Так называемым утром свечу всегда зажигает Бёрди — это акт подлинного героизма. Спички влажные, что видно невооружённым глазом. Сырость выступает на них и в относительном тепле палатки, после мороза снаружи, и в наших карманах. Пока спичка загорится, перепробуешь четыре-пять коробок. А температура на их металлической поверхности — под -70° [-56 °C]. От малейшего прикосновения к металлу на голой руке остаётся след. Правда, если не снимать варежки, то ничего не ощущаешь, тем более что кончики пальцев сильно загрубели. Зажигать утром свет было чертовски холодно, но особенно неприятно ещё и потому, что прежде всего следовало удостовериться, наступила ли для этого пора. Билл настаивал на том, что мы должны проводить в мешках не меньше семи часов в сутки.
В условиях цивилизации о человеке судят по его словам, ведь у него есть много способов скрыть свою истинную сущность от окружающих, впрочем им и некогда особенно в неё вникать. На Юге всё иначе. Мои спутники совершили зимний поход и выжили; позднее они совершили поход к Полюсу и погибли. Это были не люди, а золото, чистое, сверкающее, без каких-либо примесей. Словами не выразить, какие это были прекрасные товарищи.
И тогда, и после, в суровые беспросветные дни, из числа худших, выпадавших когда-либо на долю людей, с их уст ни разу не сорвалось ни одного раздражённого или сердитого слова. Позднее, когда мы были уверены, насколько вообще может быть уверен человек, что умрём, они сохраняли обычную весёлость; и, насколько я могу судить, их песни и шутки не были вымученными. И они никогда не суетились, только старались действовать побыстрее, насколько это позволяли крайние ситуации, в которых мы находились. Как ужасно, что такие люди гибнут в первую очередь, а менее достойные продолжают жить!
Некоторые пишут о полярных экспедициях так, как если бы это были чуть ли не увеселительные прогулки. Мне кажется, они рассчитывают на читателя, который скажет:
«Замечательный парень! Мы знаем, что ему пришлось пережить, а он не жалуется ни на какие лишения и трудности».

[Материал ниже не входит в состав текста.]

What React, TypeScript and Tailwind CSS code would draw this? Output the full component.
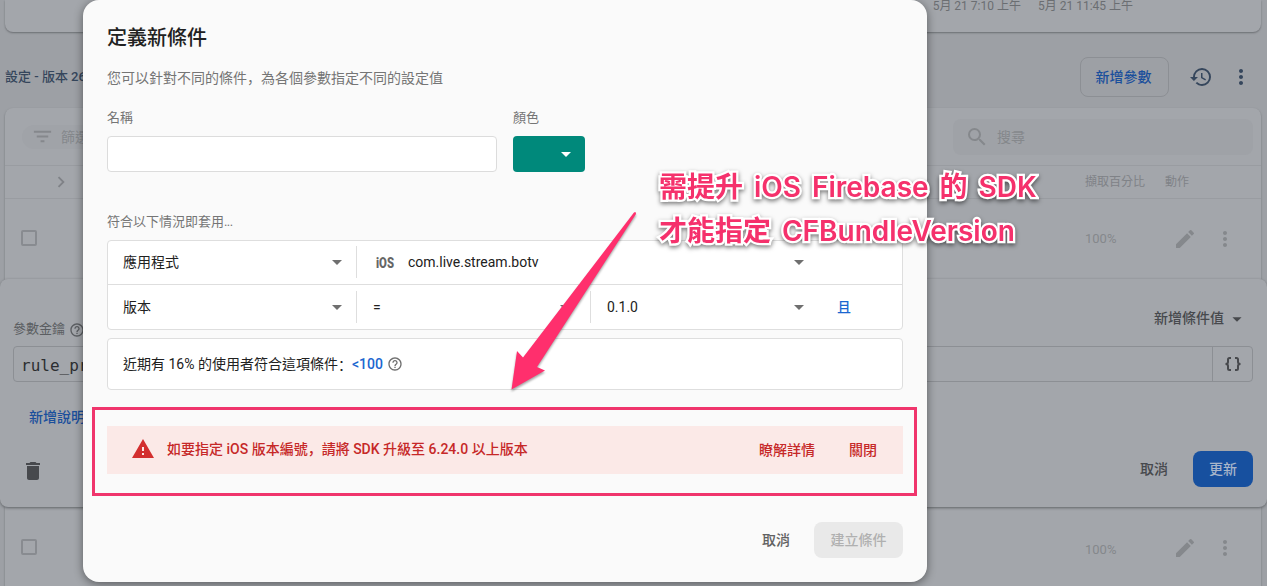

Иные авторы впадают в противоположную крайность. Не понимаю, какая им польза от того, что они пугают непосвящённую публику температурой -18° [-28 °C], называя её морозом в 50°. Я не хочу подражать ни первым, ни вторым. Не стану отрицать, что наш зимний поход был ужасным путешествием и выдержать его помогли исключительные душевные качества обоих моих спутников, ныне покойных, только благодаря им я вспоминаю этот поход даже не без удовольствия.
В то же время мне не хочется говорить о нём хуже, чем он того заслуживает. Поэтому читателю нечего опасаться, что я склонен к преувеличениям.
В ночь на 4 июля температура упала до -65° [-54 °C], но утром мы проснулись (сомнений нет, в это утро мы действительно проснулись) с чувством большого облегчения.
Температура всего лишь -27° [-33 °C], скорость ветра — миль пятнадцать в час, тихо падает снег. Такая погода стояла всего лишь несколько часов, и мы понимали, что за пределами нашей безветренной зоны завывает настоящая пурга, но за это время мы успели выспаться и отдохнуть, полностью оттаяли наши мешки, мы насладились их влажным теплом.